• **EXCERPTED DATA**:
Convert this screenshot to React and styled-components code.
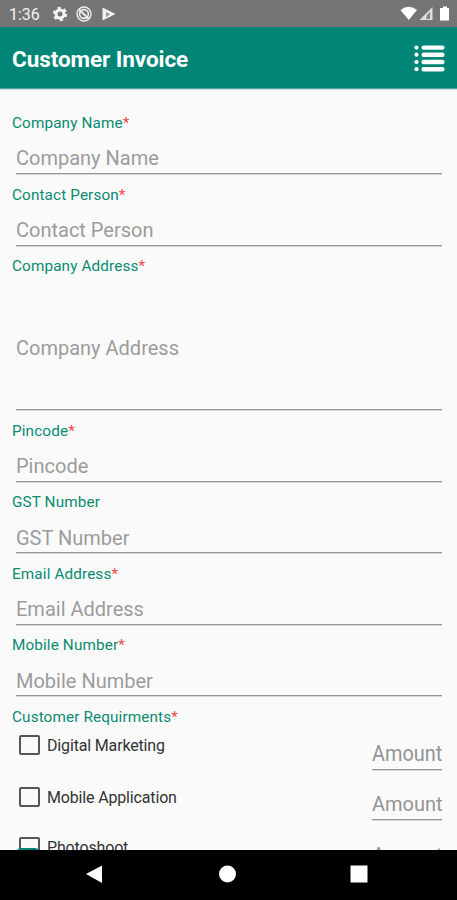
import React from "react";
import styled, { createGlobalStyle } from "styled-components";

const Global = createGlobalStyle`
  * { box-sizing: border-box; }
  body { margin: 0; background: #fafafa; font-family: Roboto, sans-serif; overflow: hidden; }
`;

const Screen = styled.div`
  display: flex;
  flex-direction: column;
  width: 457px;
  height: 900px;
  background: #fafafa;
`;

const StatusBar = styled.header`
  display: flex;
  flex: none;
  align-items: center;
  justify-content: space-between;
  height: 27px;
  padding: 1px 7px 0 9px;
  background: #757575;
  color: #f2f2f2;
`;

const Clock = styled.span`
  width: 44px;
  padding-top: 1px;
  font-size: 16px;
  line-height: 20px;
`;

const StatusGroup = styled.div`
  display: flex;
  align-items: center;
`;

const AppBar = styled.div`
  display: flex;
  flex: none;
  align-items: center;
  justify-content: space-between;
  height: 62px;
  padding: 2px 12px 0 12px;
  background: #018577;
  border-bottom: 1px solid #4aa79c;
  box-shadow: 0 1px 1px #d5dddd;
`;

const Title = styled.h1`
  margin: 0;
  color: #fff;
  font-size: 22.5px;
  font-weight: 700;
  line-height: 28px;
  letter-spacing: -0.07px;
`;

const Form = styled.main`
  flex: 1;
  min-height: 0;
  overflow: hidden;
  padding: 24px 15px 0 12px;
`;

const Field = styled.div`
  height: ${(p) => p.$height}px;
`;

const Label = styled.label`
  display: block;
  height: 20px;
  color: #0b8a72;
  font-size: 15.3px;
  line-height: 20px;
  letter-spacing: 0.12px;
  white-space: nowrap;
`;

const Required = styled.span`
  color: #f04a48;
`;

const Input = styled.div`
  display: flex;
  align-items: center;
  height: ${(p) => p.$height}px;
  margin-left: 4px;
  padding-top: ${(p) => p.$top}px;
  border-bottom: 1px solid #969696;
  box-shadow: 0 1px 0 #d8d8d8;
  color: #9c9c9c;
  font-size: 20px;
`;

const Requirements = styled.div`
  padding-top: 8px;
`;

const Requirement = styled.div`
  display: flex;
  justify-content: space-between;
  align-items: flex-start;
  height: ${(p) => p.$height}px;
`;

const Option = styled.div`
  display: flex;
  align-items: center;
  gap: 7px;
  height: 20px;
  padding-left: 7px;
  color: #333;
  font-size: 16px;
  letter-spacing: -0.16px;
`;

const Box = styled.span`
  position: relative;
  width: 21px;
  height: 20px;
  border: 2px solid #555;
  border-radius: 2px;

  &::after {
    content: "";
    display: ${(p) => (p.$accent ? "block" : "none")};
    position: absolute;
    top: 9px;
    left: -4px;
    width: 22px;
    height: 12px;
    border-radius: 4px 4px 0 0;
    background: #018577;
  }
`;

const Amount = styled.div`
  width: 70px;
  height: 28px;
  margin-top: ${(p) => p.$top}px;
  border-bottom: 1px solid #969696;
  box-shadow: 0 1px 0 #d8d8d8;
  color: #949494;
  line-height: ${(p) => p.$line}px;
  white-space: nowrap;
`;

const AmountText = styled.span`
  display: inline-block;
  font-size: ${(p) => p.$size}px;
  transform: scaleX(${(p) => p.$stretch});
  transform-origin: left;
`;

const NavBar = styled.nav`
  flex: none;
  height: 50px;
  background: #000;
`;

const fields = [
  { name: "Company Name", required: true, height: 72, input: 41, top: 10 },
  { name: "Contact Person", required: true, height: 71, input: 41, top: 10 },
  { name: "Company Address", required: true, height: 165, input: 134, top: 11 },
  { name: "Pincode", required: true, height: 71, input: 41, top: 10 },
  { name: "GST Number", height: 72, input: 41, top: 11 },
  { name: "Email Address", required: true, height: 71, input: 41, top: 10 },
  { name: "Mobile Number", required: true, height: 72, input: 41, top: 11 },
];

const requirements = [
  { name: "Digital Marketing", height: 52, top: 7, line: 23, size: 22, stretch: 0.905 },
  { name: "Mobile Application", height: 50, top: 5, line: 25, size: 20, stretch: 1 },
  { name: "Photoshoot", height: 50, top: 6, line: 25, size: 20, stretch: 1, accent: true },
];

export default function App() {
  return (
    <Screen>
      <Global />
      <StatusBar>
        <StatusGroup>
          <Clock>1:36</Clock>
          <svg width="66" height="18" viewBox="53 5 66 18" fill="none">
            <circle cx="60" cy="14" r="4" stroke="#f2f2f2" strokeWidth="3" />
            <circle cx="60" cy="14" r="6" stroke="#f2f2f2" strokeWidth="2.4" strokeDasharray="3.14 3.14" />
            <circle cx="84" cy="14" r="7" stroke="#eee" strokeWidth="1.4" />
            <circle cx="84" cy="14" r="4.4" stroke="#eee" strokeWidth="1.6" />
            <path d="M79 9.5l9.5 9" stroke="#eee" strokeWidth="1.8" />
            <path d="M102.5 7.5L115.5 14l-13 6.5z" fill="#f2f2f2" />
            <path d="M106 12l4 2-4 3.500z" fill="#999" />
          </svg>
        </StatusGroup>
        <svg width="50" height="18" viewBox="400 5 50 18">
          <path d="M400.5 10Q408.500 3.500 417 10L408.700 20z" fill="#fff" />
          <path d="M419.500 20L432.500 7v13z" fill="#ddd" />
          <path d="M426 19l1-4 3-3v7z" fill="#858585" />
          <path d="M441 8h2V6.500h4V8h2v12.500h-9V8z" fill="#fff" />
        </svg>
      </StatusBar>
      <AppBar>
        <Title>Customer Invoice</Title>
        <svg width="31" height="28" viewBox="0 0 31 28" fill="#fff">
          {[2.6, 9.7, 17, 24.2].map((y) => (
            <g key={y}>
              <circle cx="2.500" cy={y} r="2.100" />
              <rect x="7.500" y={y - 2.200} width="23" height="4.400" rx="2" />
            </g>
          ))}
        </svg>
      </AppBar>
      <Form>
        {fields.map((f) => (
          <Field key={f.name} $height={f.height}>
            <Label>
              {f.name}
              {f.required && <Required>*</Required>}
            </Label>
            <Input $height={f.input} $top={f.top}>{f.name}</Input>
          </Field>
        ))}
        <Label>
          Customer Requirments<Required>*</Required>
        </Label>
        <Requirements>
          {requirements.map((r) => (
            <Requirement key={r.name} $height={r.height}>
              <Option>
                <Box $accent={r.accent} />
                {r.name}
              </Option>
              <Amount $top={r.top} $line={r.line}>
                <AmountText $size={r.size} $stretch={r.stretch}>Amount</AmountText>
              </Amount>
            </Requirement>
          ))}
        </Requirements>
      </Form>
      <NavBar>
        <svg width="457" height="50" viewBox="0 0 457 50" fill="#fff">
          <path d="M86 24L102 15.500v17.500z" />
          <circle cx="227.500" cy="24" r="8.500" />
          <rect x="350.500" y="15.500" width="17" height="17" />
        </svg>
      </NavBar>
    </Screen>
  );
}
...
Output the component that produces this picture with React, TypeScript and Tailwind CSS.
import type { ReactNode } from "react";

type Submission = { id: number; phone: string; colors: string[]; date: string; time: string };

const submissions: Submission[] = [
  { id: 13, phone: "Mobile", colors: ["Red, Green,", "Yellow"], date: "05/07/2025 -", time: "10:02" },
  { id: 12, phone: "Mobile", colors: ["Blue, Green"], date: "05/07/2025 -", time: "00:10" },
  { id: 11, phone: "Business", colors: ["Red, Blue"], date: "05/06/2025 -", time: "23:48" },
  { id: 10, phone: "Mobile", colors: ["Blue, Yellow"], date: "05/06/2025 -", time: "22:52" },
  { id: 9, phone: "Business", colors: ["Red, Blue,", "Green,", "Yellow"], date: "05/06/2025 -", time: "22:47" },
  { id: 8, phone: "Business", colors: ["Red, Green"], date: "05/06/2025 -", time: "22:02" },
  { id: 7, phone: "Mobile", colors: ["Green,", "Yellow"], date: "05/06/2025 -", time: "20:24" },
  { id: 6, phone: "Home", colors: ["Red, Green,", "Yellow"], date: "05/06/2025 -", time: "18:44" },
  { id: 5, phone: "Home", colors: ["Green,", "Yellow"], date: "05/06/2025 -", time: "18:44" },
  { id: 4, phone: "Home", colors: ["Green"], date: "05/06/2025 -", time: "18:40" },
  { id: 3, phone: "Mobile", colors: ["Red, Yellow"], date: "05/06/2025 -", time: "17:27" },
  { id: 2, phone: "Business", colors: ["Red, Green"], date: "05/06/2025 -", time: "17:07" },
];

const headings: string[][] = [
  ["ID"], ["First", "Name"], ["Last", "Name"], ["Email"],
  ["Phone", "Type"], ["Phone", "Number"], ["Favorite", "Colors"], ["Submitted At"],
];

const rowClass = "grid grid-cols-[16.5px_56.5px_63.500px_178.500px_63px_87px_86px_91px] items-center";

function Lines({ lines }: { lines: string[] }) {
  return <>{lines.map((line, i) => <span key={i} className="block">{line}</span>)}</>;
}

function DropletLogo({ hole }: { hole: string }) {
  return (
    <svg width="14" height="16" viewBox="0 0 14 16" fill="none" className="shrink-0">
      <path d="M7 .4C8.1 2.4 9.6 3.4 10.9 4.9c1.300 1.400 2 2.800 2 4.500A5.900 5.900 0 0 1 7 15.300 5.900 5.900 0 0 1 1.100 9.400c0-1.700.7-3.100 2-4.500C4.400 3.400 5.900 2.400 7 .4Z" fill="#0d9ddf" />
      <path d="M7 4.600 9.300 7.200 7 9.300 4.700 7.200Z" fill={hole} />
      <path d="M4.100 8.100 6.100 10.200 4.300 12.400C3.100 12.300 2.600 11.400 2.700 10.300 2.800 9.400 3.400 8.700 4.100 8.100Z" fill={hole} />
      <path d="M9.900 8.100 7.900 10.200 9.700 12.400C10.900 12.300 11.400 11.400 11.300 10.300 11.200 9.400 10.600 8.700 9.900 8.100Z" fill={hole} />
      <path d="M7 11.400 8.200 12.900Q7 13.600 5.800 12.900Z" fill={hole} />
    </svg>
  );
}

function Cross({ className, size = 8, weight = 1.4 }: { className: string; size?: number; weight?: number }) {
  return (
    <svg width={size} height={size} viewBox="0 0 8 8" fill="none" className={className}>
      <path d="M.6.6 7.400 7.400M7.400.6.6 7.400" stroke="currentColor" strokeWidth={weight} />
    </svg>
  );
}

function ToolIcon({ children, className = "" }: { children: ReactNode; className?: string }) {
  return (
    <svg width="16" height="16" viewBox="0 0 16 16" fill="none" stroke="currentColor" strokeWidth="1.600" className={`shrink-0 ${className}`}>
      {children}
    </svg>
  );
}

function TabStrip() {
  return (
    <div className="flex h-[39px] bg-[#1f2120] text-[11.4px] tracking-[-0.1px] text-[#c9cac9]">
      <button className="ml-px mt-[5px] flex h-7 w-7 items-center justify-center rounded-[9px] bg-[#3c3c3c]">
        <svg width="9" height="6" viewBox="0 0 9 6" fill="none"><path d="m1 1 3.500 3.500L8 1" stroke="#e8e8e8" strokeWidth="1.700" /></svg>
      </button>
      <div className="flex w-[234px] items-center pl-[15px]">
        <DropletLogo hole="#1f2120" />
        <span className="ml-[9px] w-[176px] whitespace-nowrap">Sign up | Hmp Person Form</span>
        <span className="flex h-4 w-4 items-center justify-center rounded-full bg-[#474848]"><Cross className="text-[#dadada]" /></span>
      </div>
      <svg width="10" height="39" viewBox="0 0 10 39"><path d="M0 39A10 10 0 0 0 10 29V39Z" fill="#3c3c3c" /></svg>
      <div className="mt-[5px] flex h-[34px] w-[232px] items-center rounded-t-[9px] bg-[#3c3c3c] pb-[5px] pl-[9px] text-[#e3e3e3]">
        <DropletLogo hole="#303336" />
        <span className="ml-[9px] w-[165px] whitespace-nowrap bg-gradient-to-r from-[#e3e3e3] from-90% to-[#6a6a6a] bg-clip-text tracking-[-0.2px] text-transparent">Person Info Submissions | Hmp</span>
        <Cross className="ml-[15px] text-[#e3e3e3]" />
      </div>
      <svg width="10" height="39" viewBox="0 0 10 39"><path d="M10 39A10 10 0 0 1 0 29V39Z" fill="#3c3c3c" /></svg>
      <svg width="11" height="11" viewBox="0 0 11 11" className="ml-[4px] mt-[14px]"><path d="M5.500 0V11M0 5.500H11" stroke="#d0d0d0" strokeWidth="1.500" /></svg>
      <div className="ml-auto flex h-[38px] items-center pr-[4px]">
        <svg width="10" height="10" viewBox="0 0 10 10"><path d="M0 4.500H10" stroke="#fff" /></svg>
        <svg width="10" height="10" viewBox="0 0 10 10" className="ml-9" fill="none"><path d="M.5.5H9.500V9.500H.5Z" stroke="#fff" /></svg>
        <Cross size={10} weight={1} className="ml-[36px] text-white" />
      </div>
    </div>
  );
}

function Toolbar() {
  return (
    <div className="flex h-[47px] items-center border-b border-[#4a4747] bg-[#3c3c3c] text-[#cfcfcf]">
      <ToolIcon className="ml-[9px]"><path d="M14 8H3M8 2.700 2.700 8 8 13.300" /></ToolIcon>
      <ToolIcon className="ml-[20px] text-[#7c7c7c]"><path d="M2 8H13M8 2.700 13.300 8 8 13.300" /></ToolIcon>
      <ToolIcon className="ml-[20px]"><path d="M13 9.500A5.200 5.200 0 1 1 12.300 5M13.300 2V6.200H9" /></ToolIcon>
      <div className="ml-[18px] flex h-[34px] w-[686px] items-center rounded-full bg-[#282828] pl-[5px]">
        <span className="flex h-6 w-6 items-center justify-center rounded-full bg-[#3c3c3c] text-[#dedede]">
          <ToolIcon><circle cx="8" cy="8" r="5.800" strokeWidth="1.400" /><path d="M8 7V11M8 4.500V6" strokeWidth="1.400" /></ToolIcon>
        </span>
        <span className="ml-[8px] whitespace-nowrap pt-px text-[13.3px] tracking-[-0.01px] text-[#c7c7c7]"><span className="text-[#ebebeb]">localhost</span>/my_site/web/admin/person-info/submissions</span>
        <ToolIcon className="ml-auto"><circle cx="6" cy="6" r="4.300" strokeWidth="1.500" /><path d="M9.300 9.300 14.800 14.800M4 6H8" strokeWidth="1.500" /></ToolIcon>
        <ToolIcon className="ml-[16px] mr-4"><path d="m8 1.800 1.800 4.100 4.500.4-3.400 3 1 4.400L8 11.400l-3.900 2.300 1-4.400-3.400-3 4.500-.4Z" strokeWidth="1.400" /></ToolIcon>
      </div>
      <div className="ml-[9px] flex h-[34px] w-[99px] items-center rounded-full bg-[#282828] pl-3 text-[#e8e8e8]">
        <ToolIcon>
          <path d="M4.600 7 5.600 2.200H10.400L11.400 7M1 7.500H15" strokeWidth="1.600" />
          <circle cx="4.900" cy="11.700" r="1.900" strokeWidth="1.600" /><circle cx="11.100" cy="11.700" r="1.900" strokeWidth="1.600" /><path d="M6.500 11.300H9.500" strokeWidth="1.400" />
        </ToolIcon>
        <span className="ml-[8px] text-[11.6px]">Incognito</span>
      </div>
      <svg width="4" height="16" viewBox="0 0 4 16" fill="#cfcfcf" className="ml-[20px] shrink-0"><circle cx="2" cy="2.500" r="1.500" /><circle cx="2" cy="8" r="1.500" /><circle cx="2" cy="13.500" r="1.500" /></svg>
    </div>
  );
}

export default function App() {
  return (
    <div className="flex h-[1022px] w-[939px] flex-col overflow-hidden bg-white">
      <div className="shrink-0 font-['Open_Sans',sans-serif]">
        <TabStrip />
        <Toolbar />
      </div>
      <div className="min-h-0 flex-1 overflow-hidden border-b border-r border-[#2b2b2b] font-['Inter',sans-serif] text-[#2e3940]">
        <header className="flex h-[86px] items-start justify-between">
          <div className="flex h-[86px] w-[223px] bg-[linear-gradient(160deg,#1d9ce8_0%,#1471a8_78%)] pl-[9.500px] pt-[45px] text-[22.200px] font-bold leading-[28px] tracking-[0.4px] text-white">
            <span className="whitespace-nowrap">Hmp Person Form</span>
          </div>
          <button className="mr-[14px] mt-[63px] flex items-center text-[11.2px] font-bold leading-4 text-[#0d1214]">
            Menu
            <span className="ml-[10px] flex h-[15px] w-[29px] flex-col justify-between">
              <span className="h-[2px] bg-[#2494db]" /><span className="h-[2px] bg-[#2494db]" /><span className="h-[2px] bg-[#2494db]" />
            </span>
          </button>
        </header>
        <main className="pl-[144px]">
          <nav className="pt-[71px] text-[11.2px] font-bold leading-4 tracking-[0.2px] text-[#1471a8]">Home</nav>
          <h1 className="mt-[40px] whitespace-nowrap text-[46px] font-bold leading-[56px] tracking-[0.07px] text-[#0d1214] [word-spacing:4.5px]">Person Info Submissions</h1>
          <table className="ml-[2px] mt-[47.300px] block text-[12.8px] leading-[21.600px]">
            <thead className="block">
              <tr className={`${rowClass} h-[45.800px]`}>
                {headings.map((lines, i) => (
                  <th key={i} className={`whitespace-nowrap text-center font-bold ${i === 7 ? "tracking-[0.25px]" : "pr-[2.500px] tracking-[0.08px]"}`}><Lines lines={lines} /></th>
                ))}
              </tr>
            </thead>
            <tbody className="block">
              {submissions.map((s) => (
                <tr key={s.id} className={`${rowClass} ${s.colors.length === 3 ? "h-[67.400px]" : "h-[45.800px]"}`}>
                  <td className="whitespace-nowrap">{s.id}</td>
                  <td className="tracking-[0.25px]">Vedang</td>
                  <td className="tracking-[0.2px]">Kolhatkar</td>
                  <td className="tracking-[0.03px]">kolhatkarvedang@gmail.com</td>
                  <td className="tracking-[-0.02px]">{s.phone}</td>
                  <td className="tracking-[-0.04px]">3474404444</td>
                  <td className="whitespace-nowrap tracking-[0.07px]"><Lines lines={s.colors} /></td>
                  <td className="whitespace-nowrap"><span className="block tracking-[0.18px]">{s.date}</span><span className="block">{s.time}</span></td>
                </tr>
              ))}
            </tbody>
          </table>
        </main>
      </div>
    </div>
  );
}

• **THE EXERCISE**: Your task is to repeat the lines from the one containing "Output the component" to the one containing "number; phone: string;", both lines included. Leave out every other line.

• **SOLUTION**:
Output the component that produces this picture with React, TypeScript and Tailwind CSS.
import type { ReactNode } from "react";

type Submission = { id: number; phone: string; colors: string[]; date: string; time: string };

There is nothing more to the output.